My initial problem with that was when the original is no longer available apart from formats which are becoming obsolete.  Fine to endlessly bugger about with your own movie (some artists took 30 years to paint a picture I suppose), slightly worrying that all the books, films and comics we've ever seen will be endlessly edited and updated.  And once that's the norm, it won't just be the original creator doing that, it'll be the estate, distant relatives and any old work for hire spud employed by the corp.

Has anyone seen the 30th Anniversary edition of Night of the Living Dead?

I enjoy THX1138, his first SF movie, but I still haven't bought it as he has only released the buggered about version.  Fine, I'm happy to watch that, but not at the expense of the original.  This sounds daft, but movies are made in their place and their time, they say something about the world beyond the story in the film.  When all we have to look back on is rehashed and rehacked works of fiction, you'll need a literary archaeologist to make any sense of them.

As for the effects, I think it would be hard to argue that he always wanted to have it CGI quality, before CGI quality existed.  Those CGI shots in star wars look old now.  Once he has started updating special effects to still look realistic, he has set himself a lifetime task.

As for the extra scenes, it's debatable whether he originally planned to have a song and dance routine in jabbas palace, or couldn't have had bloody Boba fett chatting up women before.  I'd guess that 90% of what was added, if not more, were just new ideas that he fancied doing.

That's fair enough, but it's hard not to break into a coughing fit of 'bullshit' when he claims he always wanted to do this stuff.

It's one man, albeit one very talented man, who is a god in his own universe, supremely powerful, and nobody will say 'no george, that's shit' to him.

There's a lot of spin from the Lucas estate, but the upshot is that he has sold fans the same movie 5 or 6 times.  Original, Widescreen, Digital Widescreen  (where the effects were first cleand up), mucked about I, mucked about II (and eventually mucked about III), across a raft of format changes which to be fair they've exploited no more than any other movie company.

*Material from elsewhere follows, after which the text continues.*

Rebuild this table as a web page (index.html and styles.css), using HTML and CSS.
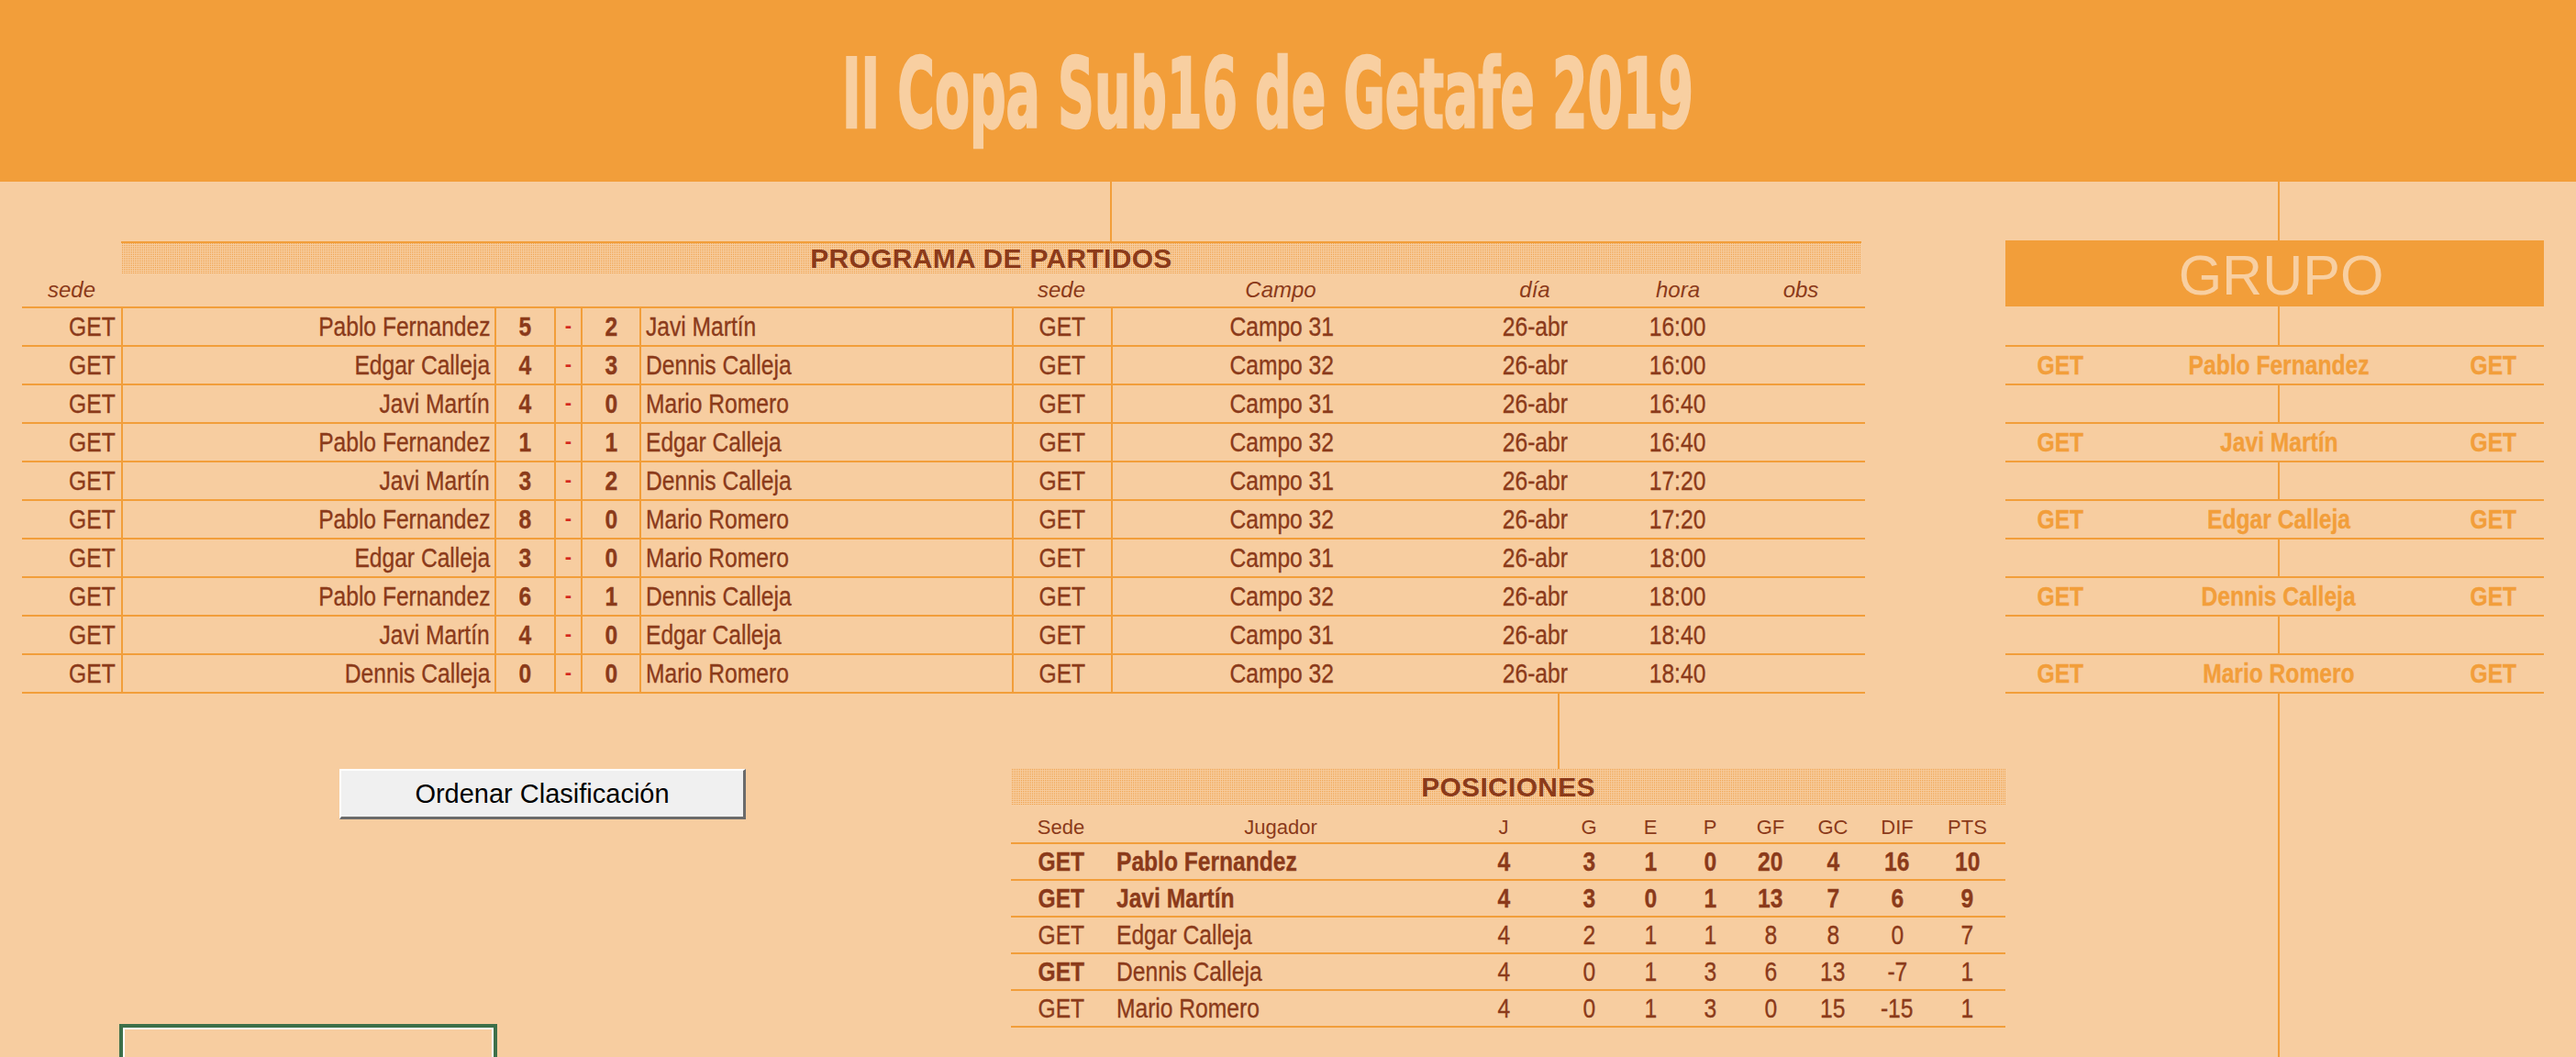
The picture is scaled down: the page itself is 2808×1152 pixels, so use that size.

Now they are back to the original, something they swore they were never going to do.  Now the cycle is complete... except, it's just going to go on.

When I see Star Wars I do see the future, but it's a fairly warped future.  Star Wars may have been a great film, but it was possibly the worst thing to happen to cinema and as time goes on, I see it only as a force for evil.

Yes I know it's just a bunch of daft movies and I'm taking this too seriously.

Oh and I saw some star wars toys with big hands that annoyed me yesterday too.  Fucking Lucas and his big handed han-solo!

:p

Quirkafleeg

Cheer up, the Star Wars tv series is just around the corner!

ming

What kind of a twisted mind would come up with this?  I am now deeply scarred.http://img20.imageshack.us/img20/4683/picture22ko.png">

IndigoPrime

:: It's one man, albeit one MILDLY talented man

Fixed.

Seriously, Lucas really isn't a great talent, as the three recent Star Wars efforts showed. When he takes something on alone, the plot, dialogue and direction are all pretty piss-poor. The original three somewhat stand the test of time, because they are more collaborative efforts (and you had actors willing to say "George, my character wouldn't say this shit" and just deliver different lines).

As for these reissues, I suspect the only thing that people will be happy with is the originals, rather than slightly cleaned up versions (i.e. versions where the shots and stories aren't changed, but where intrusive effects issues, such as matte lines, are removed).

Steve Green

I don't think they'll be cleaned up or matte lines removed (I seem to recall there are still some shots in ROTJ which have garbage mattes).

My cynical side expects that they'll do a cleaned up version for any BluRay/H-DVD version witht the excuse that the higher definition requires it.

I would have thought that a cleaned up original exists (or virtually all of it), they just want to bleed it dry.

- Steve

paulvonscott

":: It's one man, albeit one MILDLY talented man"
"Fixed."

Perhaps I over egged the pudding fearing some rabid star wars fan would offer to cut me up.

scutfink

There's a Panel in an old issue of Ambush Bug where there's a huge explosion on the moon, it goes something like this:

SFX: BOOM!!!

CAPTION 1: I KNOW, YOU CAN'T HEAR SOUND IN    SPACE. THEY TOLD GEORGE LUCAS THE SAME THING, HE IGNORED THEM...

CAPTION 2: MR. LUCAS IS NOW A MILLIONAIRE.

...So, yeah, he may not be the best Writer, Director or Editor in the world, but he's certainly got a great talent for making cash.